SEO Tip #20: How can I optimize for “deep web” crawling?
Matt Cutts: We recently published a paper in VLDB, which I believe stands for Very Large Data Bases, that talks about our criteria all the way. We try to do it safely so that people don’t want their forms to be crawled, we won’t crawl them.
And so there are some very simple things you can do. Rather than having text that has to be filled out like a zip code, if you can make it drop down for example, that’s much more helpful. If you can make it so that it is not a huge form with 20 things to fill out, but more like one drop down or two dropdowns, that’s going to be a lot easier as well.
I definitely encourage you to go read the paper. There’s nothing super-duper confidential in it. Of course if you can make it so you’re not part of the deep web, if you can take those pages that’s your database and have an HTML site maps so that people can reach all the different pages on your site by crawling through categories or geographic areas then we don’t have to fill up forms.
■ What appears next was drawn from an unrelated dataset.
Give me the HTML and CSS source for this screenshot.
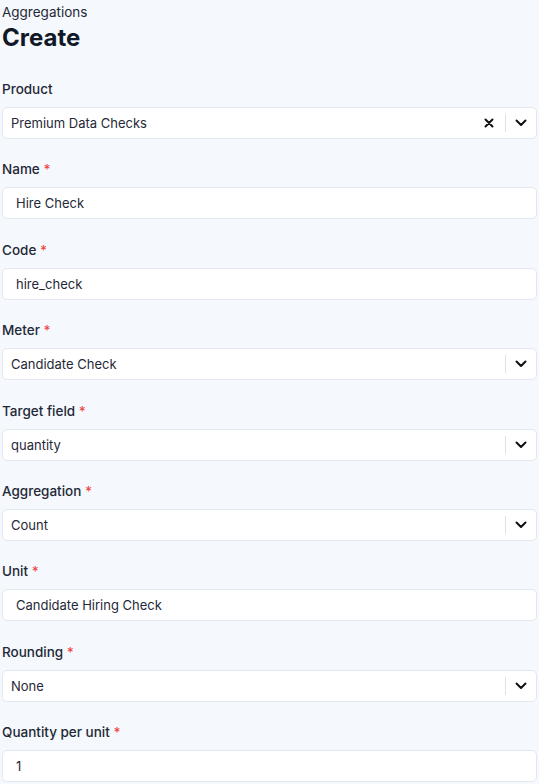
FILE: index.html
```html
<!DOCTYPE html>
<html lang="en">
<head>
  <meta charset="UTF-8" />
  <meta name="viewport" content="width=device-width, initial-scale=1" />
  <title>Create Aggregation</title>
  <link rel="stylesheet" href="styles.css">
</head>
<body>
  <div class="page">
    <div class="crumb">Aggregations</div>
    <h1 class="title">Create</h1>

    <form class="form" onsubmit="return false;">
      <div class="field">
        <label>Product</label>
        <div class="select">
          <span class="select-value">Premium Data Checks</span>
          <span class="clear">
            <svg width="10" height="10" viewBox="0 0 10 10"><path d="M1.5 1.5l7 7M8.5 1.5l-7 7" stroke="#111" stroke-width="2" stroke-linecap="round"/></svg>
          </span>
          <span class="sep"></span>
          <span class="chev">
            <svg width="12" height="8" viewBox="0 0 12 8"><path d="M1.5 1.5l4.5 4.5 4.5-4.5" fill="none" stroke="#111" stroke-width="2" stroke-linecap="round" stroke-linejoin="round"/></svg>
          </span>
        </div>
      </div>

      <div class="field">
        <label>Name <span class="req">*</span></label>
        <input class="input" type="text" value="Hire Check" />
      </div>

      <div class="field">
        <label>Code <span class="req">*</span></label>
        <input class="input" type="text" value="hire_check" />
      </div>

      <div class="field">
        <label>Meter <span class="req">*</span></label>
        <div class="select">
          <span class="select-value">Candidate Check</span>
          <span class="sep"></span>
          <span class="chev">
            <svg width="12" height="8" viewBox="0 0 12 8"><path d="M1.5 1.5l4.5 4.5 4.5-4.5" fill="none" stroke="#111" stroke-width="2" stroke-linecap="round" stroke-linejoin="round"/></svg>
          </span>
        </div>
      </div>

      <div class="field">
        <label>Target field <span class="req">*</span></label>
        <div class="select">
          <span class="select-value">quantity</span>
          <span class="sep"></span>
          <span class="chev">
            <svg width="12" height="8" viewBox="0 0 12 8"><path d="M1.5 1.5l4.5 4.5 4.5-4.5" fill="none" stroke="#111" stroke-width="2" stroke-linecap="round" stroke-linejoin="round"/></svg>
          </span>
        </div>
      </div>

      <div class="field">
        <label>Aggregation <span class="req">*</span></label>
        <div class="select">
          <span class="select-value">Count</span>
          <span class="sep"></span>
          <span class="chev">
            <svg width="12" height="8" viewBox="0 0 12 8"><path d="M1.5 1.5l4.5 4.5 4.5-4.5" fill="none" stroke="#111" stroke-width="2" stroke-linecap="round" stroke-linejoin="round"/></svg>
          </span>
        </div>
      </div>

      <div class="field">
        <label>Unit <span class="req">*</span></label>
        <input class="input" type="text" value="Candidate Hiring Check" />
      </div>

      <div class="field">
        <label>Rounding <span class="req">*</span></label>
        <div class="select">
          <span class="select-value">None</span>
          <span class="sep"></span>
          <span class="chev">
            <svg width="12" height="8" viewBox="0 0 12 8"><path d="M1.5 1.5l4.5 4.5 4.5-4.5" fill="none" stroke="#111" stroke-width="2" stroke-linecap="round" stroke-linejoin="round"/></svg>
          </span>
        </div>
      </div>

      <div class="field">
        <label>Quantity per unit <span class="req">*</span></label>
        <input class="input" type="text" value="1" />
      </div>
    </form>
  </div>
</body>
</html>
```

FILE: styles.css
```css
body {
  margin: 0;
  background: #f5f8fc;
  font-family: Inter, "Noto Sans", sans-serif;
  color: #1f2937;
}
.page {
  padding: 2px;
}
.crumb {
  font-size: 13.5px;
  line-height: 20px;
  color: #1f2937;
}
.title {
  margin: 0;
  font-size: 24px;
  line-height: 32px;
  font-weight: 700;
  color: #111827;
}
.form {
  margin-top: 25px;
  display: flex;
  flex-direction: column;
  gap: 20.4px;
}
.field {
  display: flex;
  flex-direction: column;
  gap: 8px;
}
label {
  font-size: 13.5px;
  line-height: 20px;
  font-weight: 500;
  color: #1f2937;
}
.req {
  color: #ef4444;
}
.input, .select {
  box-sizing: border-box;
  width: 100%;
  height: 32px;
  background: #fff;
  border: 1px solid #e2e8f0;
  border-radius: 5px;
  font-family: inherit;
  font-size: 13px;
  color: #1f2937;
}
.input {
  padding: 0 13px;
  outline: none;
}
.select {
  display: flex;
  align-items: center;
  padding-left: 8px;
}
.select-value {
  flex: 1;
}
.clear {
  display: flex;
  align-items: center;
  padding: 0 11px;
}
.sep {
  width: 1px;
  height: 18px;
  background: #dde3ec;
}
.chev {
  display: flex;
  align-items: center;
  justify-content: center;
  width: 30px;
}
```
Google is a pretty good company about being able to index the deep web through forms, but not every search engine does that. And so if you can expose that database somewhere where people can get to all the pages on your site just by clicking not by submitting a form, then you’re going to open yourself up to even wider audiences.
So if you can do that, that’s what I’d recommend. But if you can’t do that, then I’d say check out this paper from the VLDB conference where the team talked about it in more detail.